▶ **Web page code records**:
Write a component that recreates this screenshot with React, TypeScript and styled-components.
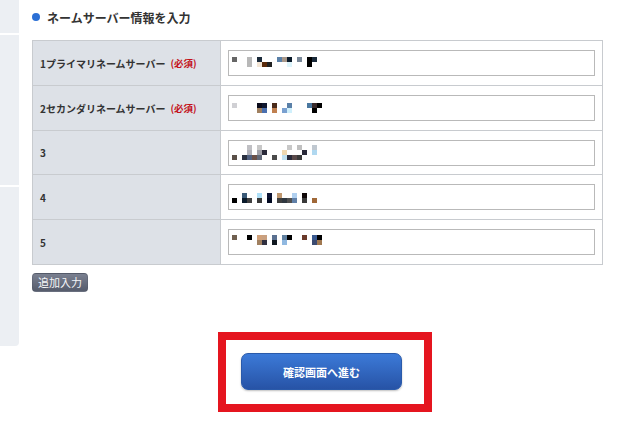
import React from 'react';
import styled, { createGlobalStyle } from 'styled-components';

const GlobalStyle = createGlobalStyle`
  html, body { margin: 0; padding: 0; background: #fff; }
  body { font-family: "Noto Sans CJK JP", "Noto Sans", sans-serif; color: #333; }
  * { box-sizing: border-box; }
`;

const Page = styled.div`
  display: flex;
  align-items: flex-start;
  width: 640px;
  height: 425px;
  overflow: hidden;
`;

const Sidebar = styled.aside`
  width: 19px;
  height: 346px;
  flex: none;
  display: flex;
  flex-direction: column;
  gap: 2px;
  border-bottom-right-radius: 4px;
  overflow: hidden;
`;

const SideBlock = styled.div<{ $h?: number }>`
  background: #eceff3;
  height: ${p => (p.$h ? `${p.$h}px` : 'auto')};
  flex: ${p => (p.$h ? 'none' : '1')};
`;

const Main = styled.main`
  margin-left: 13px;
  width: 571px;
  display: flex;
  flex-direction: column;
  align-items: flex-start;
`;

const Heading = styled.h2`
  margin: 0;
  height: 40px;
  padding-bottom: 6px;
  display: flex;
  align-items: center;
  gap: 7px;
  font-size: 12px;
  font-weight: bold;
  color: #333;
`;

const Bullet = styled.span`
  width: 8px;
  height: 8px;
  border-radius: 50%;
  background: #2b6fd5;
`;

const Table = styled.div`
  width: 571px;
  border: 1px solid #c8cbcf;
`;

const Row = styled.div<{ $h: number }>`
  display: grid;
  grid-template-columns: 188px 1fr;
  height: ${p => p.$h}px;
  & + & { border-top: 1px solid #c8cbcf; }
`;

const Label = styled.div`
  background: #dde1e7;
  border-right: 1px solid #c8cbcf;
  display: flex;
  align-items: center;
  padding-left: 7px;
  font-size: 10px;
  font-weight: bold;
  color: #333;
  white-space: nowrap;
`;

const Required = styled.span`
  color: #c3121b;
  font-size: 9.5px;
  margin-left: 5px;
`;

const InputCell = styled.div`
  background: #fff;
  display: flex;
  align-items: center;
  padding-left: 7px;
`;

const FakeInput = styled.div`
  width: 367px;
  height: 26px;
  border: 1px solid #b9b9b9;
  background: #fff;
  display: flex;
`;

const AddButton = styled.button`
  margin-top: 8px;
  width: 56px;
  height: 19px;
  padding: 0;
  border: 1px solid #50566360;
  border-radius: 4px;
  background: linear-gradient(#7a8090, #565c6c);
  color: #f4f5f7;
  font-family: inherit;
  font-size: 11px;
  line-height: 17px;
  cursor: pointer;
`;

const Highlight = styled.div`
  margin-top: 40px;
  margin-left: 186px;
  width: 214px;
  height: 80px;
  border: 8px solid #e5151f;
  padding: 13px 0 0 15px;
`;

const SubmitButton = styled.button`
  width: 161px;
  height: 37px;
  border: 1px solid #2a5aaa;
  border-radius: 7px;
  background: linear-gradient(#3c7ad8, #2753a6);
  color: #fff;
  font-family: inherit;
  font-size: 11px;
  font-weight: bold;
  box-shadow: 0 1px 2px rgba(0, 0, 0, 0.25);
  cursor: pointer;
`;

type Cell = [number, number, string];

const Mosaic: React.FC<{ base: number; cells: Cell[] }> = ({ base, cells }) => (
  <svg width="120" height="24" viewBox="0 0 120 24">
    {cells.map(([c, r, color], i) => (
      <rect key={i} x={3 + c * 5} y={base + r * 5} width={5} height={5} fill={color} />
    ))}
  </svg>
);

const rows: { label: string; required?: boolean; h: number; base: number; cells: Cell[] }[] = [
  {
    label: '1プライマリネームサーバー',
    required: true,
    h: 44,
    base: 6,
    cells: [
      [0, 0, '#666'], [3, 0, '#b8b8b8'], [3, 1, '#b8b8b8'], [5, 0, '#1a2a3a'], [5, 1, '#f2e4d4'],
      [6, 1, '#5a2a0a'], [7, 1, '#222'], [9, 0, '#5a80a8'], [10, 0, '#a8988a'], [11, 0, '#0a1a2a'],
      [11, 1, '#ddf4fb'], [13, 0, '#7a8898'], [15, 0, '#000'], [16, 0, '#1a2a3a'], [15, 1, '#000'],
    ],
  },
  {
    label: '2セカンダリネームサーバー',
    required: true,
    h: 45,
    base: 7,
    cells: [
      [0, 0, '#d0d0d4'], [5, 0, '#0a0a1a'], [6, 0, '#101830'], [5, 1, '#a08060'], [6, 1, '#4a70b0'],
      [8, 0, '#4a2a1a'], [8, 1, '#c08050'], [11, 0, '#5a80a8'], [10, 1, '#7aa0d0'], [11, 1, '#d0f0fc'],
      [15, 0, '#4a78a0'], [16, 0, '#3a2a2a'], [17, 0, '#000'], [16, 1, '#000'],
    ],
  },
  {
    label: '3',
    h: 44,
    base: 4,
    cells: [
      [0, 2, '#5a5048'], [2, 2, '#2a3040'], [3, 0, '#c0c0c4'], [3, 1, '#b0b0b8'], [3, 2, '#506080'],
      [4, 2, '#6a5048'], [5, 0, '#c8c8c8'], [5, 1, '#a0a0a8'], [5, 2, '#606878'], [6, 1, '#2a2a3a'],
      [8, 2, '#4a4a4a'], [10, 1, '#f0d8b0'], [10, 2, '#c0e0f0'], [11, 0, '#c8c8c8'], [11, 2, '#2a2a3a'],
      [12, 2, '#5a4a4a'], [13, 0, '#c0c0c0'], [13, 2, '#3a3a3a'], [14, 1, '#2a2a3a'], [16, 0, '#c0c8d0'],
      [16, 1, '#b0d8f0'],
    ],
  },
  {
    label: '4',
    h: 45,
    base: 8,
    cells: [
      [0, 1, '#000'], [2, 0, '#3a5a78'], [2, 1, '#0a1a2a'], [3, 1, '#404040'], [5, 0, '#b0e0f8'],
      [5, 1, '#3a3a3a'], [7, 0, '#0a1030'], [7, 1, '#000820'], [9, 0, '#c09870'], [9, 1, '#404040'],
      [10, 1, '#303840'], [11, 1, '#505050'], [12, 0, '#b0d0f0'], [12, 1, '#6080a8'], [14, 0, '#100808'],
      [14, 1, '#3a3a3a'], [16, 1, '#a06838'],
    ],
  },
  {
    label: '5',
    h: 45,
    base: 5,
    cells: [
      [0, 0, '#706050'], [3, 0, '#000'], [5, 0, '#d0a078'], [6, 0, '#c8a080'], [5, 1, '#a08060'],
      [6, 1, '#303040'], [8, 0, '#5a7090'], [8, 1, '#101820'], [10, 0, '#6080a0'], [11, 0, '#000'],
      [10, 1, '#90b8e0'], [14, 0, '#6a3a2a'], [16, 0, '#3a5a90'], [17, 0, '#000'], [16, 1, '#3a4a70'],
      [17, 1, '#a07850'],
    ],
  },
];

export default function App() {
  return (
    <>
      <GlobalStyle />
      <Page>
        <Sidebar>
          <SideBlock $h={33} />
          <SideBlock $h={150} />
          <SideBlock />
        </Sidebar>
        <Main>
          <Heading>
            <Bullet />
            ネームサーバー情報を入力
          </Heading>
          <Table>
            {rows.map(r => (
              <Row key={r.label} $h={r.h}>
                <Label>
                  {r.label}
                  {r.required && <Required>(必須)</Required>}
                </Label>
                <InputCell>
                  <FakeInput>
                    <Mosaic base={r.base} cells={r.cells} />
                  </FakeInput>
                </InputCell>
              </Row>
            ))}
          </Table>
          <AddButton>追加入力</AddButton>
          <Highlight>
            <SubmitButton>確認画面へ進む</SubmitButton>
          </Highlight>
        </Main>
      </Page>
    </>
  );
}
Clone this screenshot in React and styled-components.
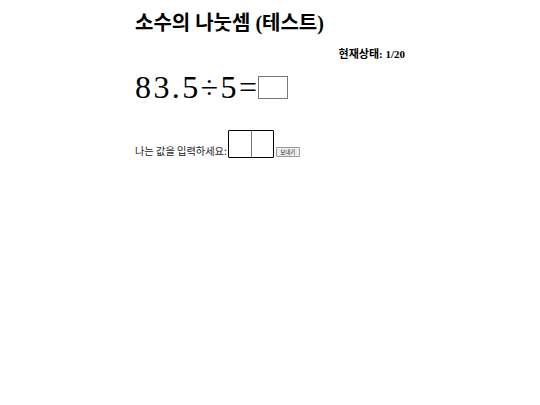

▶ **Aim of the exercise**: Repeat all of the entries word for word, but omit the pictures.

▶ **Task answer**:
Write a component that recreates this screenshot with React, TypeScript and styled-components.
import React from 'react';
import styled, { createGlobalStyle } from 'styled-components';

const GlobalStyle = createGlobalStyle`
  html, body { margin: 0; padding: 0; background: #fff; }
  body { font-family: "Noto Sans CJK JP", "Noto Sans", sans-serif; color: #333; }
  * { box-sizing: border-box; }
`;

const Page = styled.div`
  display: flex;
  align-items: flex-start;
  width: 640px;
  height: 425px;
  overflow: hidden;
`;

const Sidebar = styled.aside`
  width: 19px;
  height: 346px;
  flex: none;
  display: flex;
  flex-direction: column;
  gap: 2px;
  border-bottom-right-radius: 4px;
  overflow: hidden;
`;

const SideBlock = styled.div<{ $h?: number }>`
  background: #eceff3;
  height: ${p => (p.$h ? `${p.$h}px` : 'auto')};
  flex: ${p => (p.$h ? 'none' : '1')};
`;

const Main = styled.main`
  margin-left: 13px;
  width: 571px;
  display: flex;
  flex-direction: column;
  align-items: flex-start;
`;

const Heading = styled.h2`
  margin: 0;
  height: 40px;
  padding-bottom: 6px;
  display: flex;
  align-items: center;
  gap: 7px;
  font-size: 12px;
  font-weight: bold;
  color: #333;
`;

const Bullet = styled.span`
  width: 8px;
  height: 8px;
  border-radius: 50%;
  background: #2b6fd5;
`;

const Table = styled.div`
  width: 571px;
  border: 1px solid #c8cbcf;
`;

const Row = styled.div<{ $h: number }>`
  display: grid;
  grid-template-columns: 188px 1fr;
  height: ${p => p.$h}px;
  & + & { border-top: 1px solid #c8cbcf; }
`;

const Label = styled.div`
  background: #dde1e7;
  border-right: 1px solid #c8cbcf;
  display: flex;
  align-items: center;
  padding-left: 7px;
  font-size: 10px;
  font-weight: bold;
  color: #333;
  white-space: nowrap;
`;

const Required = styled.span`
  color: #c3121b;
  font-size: 9.5px;
  margin-left: 5px;
`;

const InputCell = styled.div`
  background: #fff;
  display: flex;
  align-items: center;
  padding-left: 7px;
`;

const FakeInput = styled.div`
  width: 367px;
  height: 26px;
  border: 1px solid #b9b9b9;
  background: #fff;
  display: flex;
`;

const AddButton = styled.button`
  margin-top: 8px;
  width: 56px;
  height: 19px;
  padding: 0;
  border: 1px solid #50566360;
  border-radius: 4px;
  background: linear-gradient(#7a8090, #565c6c);
  color: #f4f5f7;
  font-family: inherit;
  font-size: 11px;
  line-height: 17px;
  cursor: pointer;
`;

const Highlight = styled.div`
  margin-top: 40px;
  margin-left: 186px;
  width: 214px;
  height: 80px;
  border: 8px solid #e5151f;
  padding: 13px 0 0 15px;
`;

const SubmitButton = styled.button`
  width: 161px;
  height: 37px;
  border: 1px solid #2a5aaa;
  border-radius: 7px;
  background: linear-gradient(#3c7ad8, #2753a6);
  color: #fff;
  font-family: inherit;
  font-size: 11px;
  font-weight: bold;
  box-shadow: 0 1px 2px rgba(0, 0, 0, 0.25);
  cursor: pointer;
`;

type Cell = [number, number, string];

const Mosaic: React.FC<{ base: number; cells: Cell[] }> = ({ base, cells }) => (
  <svg width="120" height="24" viewBox="0 0 120 24">
    {cells.map(([c, r, color], i) => (
      <rect key={i} x={3 + c * 5} y={base + r * 5} width={5} height={5} fill={color} />
    ))}
  </svg>
);

const rows: { label: string; required?: boolean; h: number; base: number; cells: Cell[] }[] = [
  {
    label: '1プライマリネームサーバー',
    required: true,
    h: 44,
    base: 6,
    cells: [
      [0, 0, '#666'], [3, 0, '#b8b8b8'], [3, 1, '#b8b8b8'], [5, 0, '#1a2a3a'], [5, 1, '#f2e4d4'],
      [6, 1, '#5a2a0a'], [7, 1, '#222'], [9, 0, '#5a80a8'], [10, 0, '#a8988a'], [11, 0, '#0a1a2a'],
      [11, 1, '#ddf4fb'], [13, 0, '#7a8898'], [15, 0, '#000'], [16, 0, '#1a2a3a'], [15, 1, '#000'],
    ],
  },
  {
    label: '2セカンダリネームサーバー',
    required: true,
    h: 45,
    base: 7,
    cells: [
      [0, 0, '#d0d0d4'], [5, 0, '#0a0a1a'], [6, 0, '#101830'], [5, 1, '#a08060'], [6, 1, '#4a70b0'],
      [8, 0, '#4a2a1a'], [8, 1, '#c08050'], [11, 0, '#5a80a8'], [10, 1, '#7aa0d0'], [11, 1, '#d0f0fc'],
      [15, 0, '#4a78a0'], [16, 0, '#3a2a2a'], [17, 0, '#000'], [16, 1, '#000'],
    ],
  },
  {
    label: '3',
    h: 44,
    base: 4,
    cells: [
      [0, 2, '#5a5048'], [2, 2, '#2a3040'], [3, 0, '#c0c0c4'], [3, 1, '#b0b0b8'], [3, 2, '#506080'],
      [4, 2, '#6a5048'], [5, 0, '#c8c8c8'], [5, 1, '#a0a0a8'], [5, 2, '#606878'], [6, 1, '#2a2a3a'],
      [8, 2, '#4a4a4a'], [10, 1, '#f0d8b0'], [10, 2, '#c0e0f0'], [11, 0, '#c8c8c8'], [11, 2, '#2a2a3a'],
      [12, 2, '#5a4a4a'], [13, 0, '#c0c0c0'], [13, 2, '#3a3a3a'], [14, 1, '#2a2a3a'], [16, 0, '#c0c8d0'],
      [16, 1, '#b0d8f0'],
    ],
  },
  {
    label: '4',
    h: 45,
    base: 8,
    cells: [
      [0, 1, '#000'], [2, 0, '#3a5a78'], [2, 1, '#0a1a2a'], [3, 1, '#404040'], [5, 0, '#b0e0f8'],
      [5, 1, '#3a3a3a'], [7, 0, '#0a1030'], [7, 1, '#000820'], [9, 0, '#c09870'], [9, 1, '#404040'],
      [10, 1, '#303840'], [11, 1, '#505050'], [12, 0, '#b0d0f0'], [12, 1, '#6080a8'], [14, 0, '#100808'],
      [14, 1, '#3a3a3a'], [16, 1, '#a06838'],
    ],
  },
  {
    label: '5',
    h: 45,
    base: 5,
    cells: [
      [0, 0, '#706050'], [3, 0, '#000'], [5, 0, '#d0a078'], [6, 0, '#c8a080'], [5, 1, '#a08060'],
      [6, 1, '#303040'], [8, 0, '#5a7090'], [8, 1, '#101820'], [10, 0, '#6080a0'], [11, 0, '#000'],
      [10, 1, '#90b8e0'], [14, 0, '#6a3a2a'], [16, 0, '#3a5a90'], [17, 0, '#000'], [16, 1, '#3a4a70'],
      [17, 1, '#a07850'],
    ],
  },
];

export default function App() {
  return (
    <>
      <GlobalStyle />
      <Page>
        <Sidebar>
          <SideBlock $h={33} />
          <SideBlock $h={150} />
          <SideBlock />
        </Sidebar>
        <Main>
          <Heading>
            <Bullet />
            ネームサーバー情報を入力
          </Heading>
          <Table>
            {rows.map(r => (
              <Row key={r.label} $h={r.h}>
                <Label>
                  {r.label}
                  {r.required && <Required>(必須)</Required>}
                </Label>
                <InputCell>
                  <FakeInput>
                    <Mosaic base={r.base} cells={r.cells} />
                  </FakeInput>
                </InputCell>
              </Row>
            ))}
          </Table>
          <AddButton>追加入力</AddButton>
          <Highlight>
            <SubmitButton>確認画面へ進む</SubmitButton>
          </Highlight>
        </Main>
      </Page>
    </>
  );
}
Clone this screenshot in React and styled-components.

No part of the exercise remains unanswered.